求婚三銃士は、昭和9年10月号〜10年12月号にかけて「講談倶楽部」に連載された小説。

昭和9年は、前年に国際連盟を脱退した日本が国際的に孤立化し始めた頃であり、翌10年は、天皇機関説が問題になった年である。日本は戦争に向かって、ベクトルを合わせはじめた時期といってよい。佐々木邦のような本質的にリベラルな作家は、仕事がしにくくなった時代になっていた。事実昭和一桁には華々しい流行作家であった佐々木邦は、10年代に入ると、発表誌が講談社の雑誌から、ユーモア作家倶楽部の機関誌である「ユーモアクラブ」に移すようになる。「求婚三銃士」は、流行作家時代の佐々木の掉尾を飾る快作である。

佐々木邦は、時代を無視して作品を書いてきたわけではない。この作品でも、軍人台頭の時代に書かれたこともあり、登場人物に陸軍大将と海軍中将を配するなど、それなりの配慮は見うけられる。しかし、ストーリーは時代を突き抜けた新しさがある。
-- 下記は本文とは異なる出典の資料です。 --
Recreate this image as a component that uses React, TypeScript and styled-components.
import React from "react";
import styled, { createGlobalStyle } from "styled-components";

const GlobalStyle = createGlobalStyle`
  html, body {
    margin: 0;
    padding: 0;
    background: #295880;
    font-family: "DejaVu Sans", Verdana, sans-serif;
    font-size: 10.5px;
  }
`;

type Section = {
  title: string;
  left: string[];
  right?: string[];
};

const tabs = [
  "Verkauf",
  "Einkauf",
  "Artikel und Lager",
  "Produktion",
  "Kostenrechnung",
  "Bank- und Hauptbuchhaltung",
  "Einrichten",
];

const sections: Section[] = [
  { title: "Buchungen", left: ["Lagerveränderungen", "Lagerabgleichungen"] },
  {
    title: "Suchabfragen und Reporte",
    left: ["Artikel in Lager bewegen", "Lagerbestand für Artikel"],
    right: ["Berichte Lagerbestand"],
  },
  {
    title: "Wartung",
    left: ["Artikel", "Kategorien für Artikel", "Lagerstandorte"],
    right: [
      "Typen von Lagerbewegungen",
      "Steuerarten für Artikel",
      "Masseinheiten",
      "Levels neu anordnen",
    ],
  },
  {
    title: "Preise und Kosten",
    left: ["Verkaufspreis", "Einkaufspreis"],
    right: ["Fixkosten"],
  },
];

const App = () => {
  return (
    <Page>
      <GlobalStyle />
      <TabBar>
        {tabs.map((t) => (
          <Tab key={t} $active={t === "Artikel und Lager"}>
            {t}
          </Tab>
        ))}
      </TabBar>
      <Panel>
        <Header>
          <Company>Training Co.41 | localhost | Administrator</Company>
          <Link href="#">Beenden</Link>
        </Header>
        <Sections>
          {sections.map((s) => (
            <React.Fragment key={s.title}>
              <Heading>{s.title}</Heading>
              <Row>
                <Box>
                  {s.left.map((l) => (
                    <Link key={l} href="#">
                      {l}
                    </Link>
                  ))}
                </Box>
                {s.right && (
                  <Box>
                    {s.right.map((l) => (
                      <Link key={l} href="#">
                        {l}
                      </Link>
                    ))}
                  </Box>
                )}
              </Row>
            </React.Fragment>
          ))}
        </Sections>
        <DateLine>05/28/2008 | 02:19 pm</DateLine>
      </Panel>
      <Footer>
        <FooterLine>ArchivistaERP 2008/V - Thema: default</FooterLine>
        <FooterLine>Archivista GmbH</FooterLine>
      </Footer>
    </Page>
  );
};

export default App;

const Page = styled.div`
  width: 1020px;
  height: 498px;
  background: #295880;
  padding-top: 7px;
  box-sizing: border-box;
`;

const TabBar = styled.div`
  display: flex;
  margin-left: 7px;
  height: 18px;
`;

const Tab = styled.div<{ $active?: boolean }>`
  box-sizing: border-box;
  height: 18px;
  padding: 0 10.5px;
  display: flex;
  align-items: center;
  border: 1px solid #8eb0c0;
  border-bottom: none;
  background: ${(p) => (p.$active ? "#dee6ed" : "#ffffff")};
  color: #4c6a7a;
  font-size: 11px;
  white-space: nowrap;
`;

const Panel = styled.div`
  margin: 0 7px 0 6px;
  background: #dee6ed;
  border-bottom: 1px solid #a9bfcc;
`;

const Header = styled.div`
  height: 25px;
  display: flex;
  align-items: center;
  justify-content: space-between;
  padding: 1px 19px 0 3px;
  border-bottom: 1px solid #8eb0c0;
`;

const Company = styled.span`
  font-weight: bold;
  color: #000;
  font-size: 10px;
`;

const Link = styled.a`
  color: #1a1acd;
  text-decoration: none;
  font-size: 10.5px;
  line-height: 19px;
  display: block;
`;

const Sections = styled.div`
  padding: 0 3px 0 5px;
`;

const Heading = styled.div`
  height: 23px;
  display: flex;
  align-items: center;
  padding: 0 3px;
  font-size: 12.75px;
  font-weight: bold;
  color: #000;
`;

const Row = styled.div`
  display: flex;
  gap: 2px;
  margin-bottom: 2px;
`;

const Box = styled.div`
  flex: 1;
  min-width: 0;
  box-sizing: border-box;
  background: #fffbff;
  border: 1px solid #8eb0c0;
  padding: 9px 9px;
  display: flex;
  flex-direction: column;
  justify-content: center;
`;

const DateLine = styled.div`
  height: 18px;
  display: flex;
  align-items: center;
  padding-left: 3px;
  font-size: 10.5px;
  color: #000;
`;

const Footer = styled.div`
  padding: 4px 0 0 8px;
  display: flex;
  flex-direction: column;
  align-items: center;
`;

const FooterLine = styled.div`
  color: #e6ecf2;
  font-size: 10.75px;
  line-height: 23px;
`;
「求婚三銃士」は、一緒に大学を出て、仕事こそ違うが共にサラリーマン生活を始めた、安達君、吉川君、瀬戸君の三人の青年が、次ぎの人生の課題「結婚」において、等しく橋本海軍中将令嬢佳子さんの花婿候補に立ち、佳子さんに選んでもらおうとしのぎを削る。この三人は、「正直者の安達君」「策士吉川君」「用意周到の瀬戸君」と章の見出しにあるように、三者三様だが、この三人に花婿レースには参加しなかった小宮君の4人は大学時代の親友同士。お互いに求婚競争は求婚競争、友情は友情として誰が勝っても仲良くして行こうと語り合うが、勿論そうは問屋がおろさない。特に、橋本家と佳子さんの注文が中々難しいものだから、それぞれに苦心してのアプローチ。
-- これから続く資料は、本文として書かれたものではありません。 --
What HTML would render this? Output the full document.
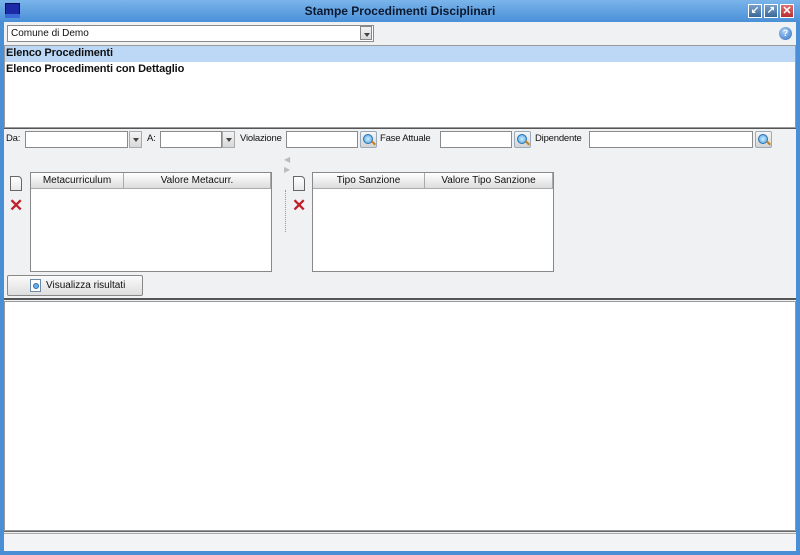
<!DOCTYPE html>
<html><head><meta charset="utf-8"><style>
*{box-sizing:border-box;margin:0;padding:0}
body{width:800px;height:555px;overflow:hidden;background:#4a8fd6;font-family:"Liberation Sans",sans-serif;font-size:11px;color:#111;position:relative}
.a{position:absolute}
.inp{position:absolute;background:#fff;border:1px solid #8a8a8a;height:17px}
.dd{position:absolute;width:13px;height:17px;background:linear-gradient(#f4f4f4,#d8d8d8);border:1px solid #aaa}
.dd:after{content:"";position:absolute;left:3px;top:6px;border:3px solid transparent;border-top:4px solid #444}
.mag{position:absolute;width:17px;height:17px;border:1px solid #9ab;border-radius:2px;background:linear-gradient(#f6f6f6,#d4d4d4)}
.mag:before{content:"";position:absolute;left:2px;top:2px;width:8px;height:8px;border-radius:50%;background:radial-gradient(#cfefff,#4aa0e0);border:1px solid #2870b0}
.mag:after{content:"";position:absolute;left:10px;top:10px;width:5px;height:2px;background:#c08020;transform:rotate(45deg)}
.lbl{position:absolute;top:133px;font-size:9.5px;letter-spacing:-0.2px}
.grid{position:absolute;background:#fff;border:1px solid #888}
.gh{position:absolute;top:0;height:16px;background:linear-gradient(#fff,#dcdcdc);border-right:1px solid #aaa;border-bottom:1px solid #aaa;text-align:center;font-size:10px;line-height:15px}
.doc{position:absolute;width:12px;height:15px;background:linear-gradient(#fff,#e8e8e8);border:1px solid #666;border-radius:0 4px 0 0}
.x{position:absolute;color:#c0202a;font-weight:bold;font-size:17px;line-height:14px}
</style></head><body>
<div class="a" style="left:0;top:0;width:800px;height:22px;background:linear-gradient(#7ab4ea,#4a90d8)"></div>
<div class="a" style="left:5px;top:3px;width:15px;height:15px;background:#1c2aa8;border:1px solid #0a1060"></div>
<div class="a" style="left:5px;top:14px;width:15px;height:4px;background:#3a6ad8"></div>
<div class="a" style="left:0;top:4px;width:800px;text-align:center;font-weight:bold;font-size:12px;color:#0a1830">Stampe Procedimenti Disciplinari</div>
<div class="a" style="left:748px;top:4px;width:14px;height:14px;background:linear-gradient(#7aa0c8,#3a6898);border:1px solid #fff;color:#fff;font-size:10px;line-height:12px;text-align:center;font-weight:bold">↙</div>
<div class="a" style="left:764px;top:4px;width:14px;height:14px;background:linear-gradient(#7aa0c8,#3a6898);border:1px solid #fff;color:#fff;font-size:10px;line-height:12px;text-align:center;font-weight:bold">↗</div>
<div class="a" style="left:780px;top:4px;width:14px;height:14px;background:linear-gradient(#e07070,#b83030);border:1px solid #fff;color:#fff;font-size:11px;line-height:12px;text-align:center;font-weight:bold">✕</div>
<div class="a" style="left:4px;top:22px;width:792px;height:529px;background:#f0f1f3"></div>
<div class="inp" style="left:7px;top:25px;width:367px;height:17px;font-size:10px;padding:2px 3px">Comune di Demo</div>
<div class="dd" style="left:360px;top:26px;width:12px;height:14px;border-color:#888"></div>
<div class="a" style="left:779px;top:27px;width:13px;height:13px;border-radius:50%;background:radial-gradient(circle at 40% 35%,#a8d0f8,#2e6cc0);color:#fff;font-size:9px;text-align:center;line-height:13px;font-weight:bold">?</div>
<div class="a" style="left:4px;top:45px;width:792px;height:83px;background:#fff;border:1px solid #9a9a9a"></div>
<div class="a" style="left:5px;top:46px;width:790px;height:16px;background:#bcd8f6"></div>
<div class="a" style="left:6px;top:47px;font-weight:bold;font-size:11px;letter-spacing:-0.1px">Elenco Procedimenti</div>
<div class="a" style="left:6px;top:63px;font-weight:bold;font-size:11px;letter-spacing:-0.1px">Elenco Procedimenti con Dettaglio</div>
<div class="a" style="left:4px;top:128px;width:792px;height:172px;border:1px solid #555;border-width:1px 0 2px 0"></div>
<div class="lbl" style="left:6px">Da:</div>
<div class="inp" style="left:25px;top:131px;width:103px"></div>
<div class="dd" style="left:129px;top:131px"></div>
<div class="lbl" style="left:147px">A:</div>
<div class="inp" style="left:160px;top:131px;width:62px"></div>
<div class="dd" style="left:222px;top:131px"></div>
<div class="lbl" style="left:240px">Violazione</div>
<div class="inp" style="left:286px;top:131px;width:72px"></div>
<div class="mag" style="left:360px;top:131px"></div>
<div class="lbl" style="left:380px">Fase Attuale</div>
<div class="inp" style="left:440px;top:131px;width:72px"></div>
<div class="mag" style="left:514px;top:131px"></div>
<div class="lbl" style="left:535px">Dipendente</div>
<div class="inp" style="left:589px;top:131px;width:164px"></div>
<div class="mag" style="left:755px;top:131px"></div>
<div class="doc" style="left:10px;top:176px"></div>
<div class="x" style="left:9px;top:199px">✕</div>
<div class="grid" style="left:30px;top:172px;width:242px;height:100px">
<div class="gh" style="left:0;width:93px">Metacurriculum</div>
<div class="gh" style="left:93px;width:147px">Valore Metacurr.</div></div>
<div class="a" style="left:284px;top:155px;color:#bbb;font-size:8px">◀</div>
<div class="a" style="left:284px;top:165px;color:#bbb;font-size:8px">▶</div>
<div class="a" style="left:285px;top:190px;height:42px;border-left:1px dotted #999"></div>
<div class="doc" style="left:293px;top:176px"></div>
<div class="x" style="left:292px;top:199px">✕</div>
<div class="grid" style="left:312px;top:172px;width:242px;height:100px">
<div class="gh" style="left:0;width:112px">Tipo Sanzione</div>
<div class="gh" style="left:112px;width:128px">Valore Tipo Sanzione</div></div>
<div class="a" style="left:7px;top:275px;width:136px;height:21px;border:1px solid #888;border-radius:2px;background:linear-gradient(#fafafa,#dedede);font-size:10px;line-height:19px;padding-left:38px">Visualizza risultati</div>
<div class="a" style="left:30px;top:279px;width:11px;height:13px;background:#fff;border:1px solid #6a8aa8"></div>
<div class="a" style="left:33px;top:283px;width:6px;height:6px;border-radius:50%;background:#6ab0e8;border:1px solid #2870b0"></div>
<div class="a" style="left:4px;top:301px;width:792px;height:230px;background:#fff;border:1px solid #999"></div>
<div class="a" style="left:4px;top:531px;width:792px;height:3px;border-top:1px solid #666;border-bottom:1px solid #aaa"></div>
<div class="a" style="left:4px;top:534px;width:792px;height:17px;background:#f3f4f6"></div>
</body></html>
更にこの三人には、みな「軍師」が付いている。安達君の軍師は下宿の大谷夫人。吉川君の軍師は丸尾夫人。そして、瀬戸君の軍師は、陸軍大将溝口閣下。大谷夫人と丸尾夫人は共に美人を自ら任じているので、お互いのライバル心もあり負けられない。その中で老獪なのは溝口閣下。三人の中で一番優秀な瀬戸君をうまく自分の令嬢富士子さんの婿にすべく画策し、まんまと成功する。

残った二人の戦い、色々な展開があるが、結局正直で不器用な安達君と佳子さんが結ばれる。この求婚レースの傍観者であった小宮君の結婚式でこの作品は幕を下ろすが、「友情は友情」という最初の約束とは裏腹に、吉川君は結婚式に出てこない。瀬戸君の「誰か一人こうなる運命だったんだから」という発言でもわかるように、単なる大団円ではないところが、この作品を書いた時代の佐々木邦の特徴がある。

連載終了後すぐに映画化され、昭和11年2月封切り。PCL(後の東宝)の作品。矢倉茂雄監督。伊馬鵜平・阪田英一の脚本。千葉早智子、岸輝子、宇留木浩、北沢彪、大川平八郎、椿澄枝らの出演でした。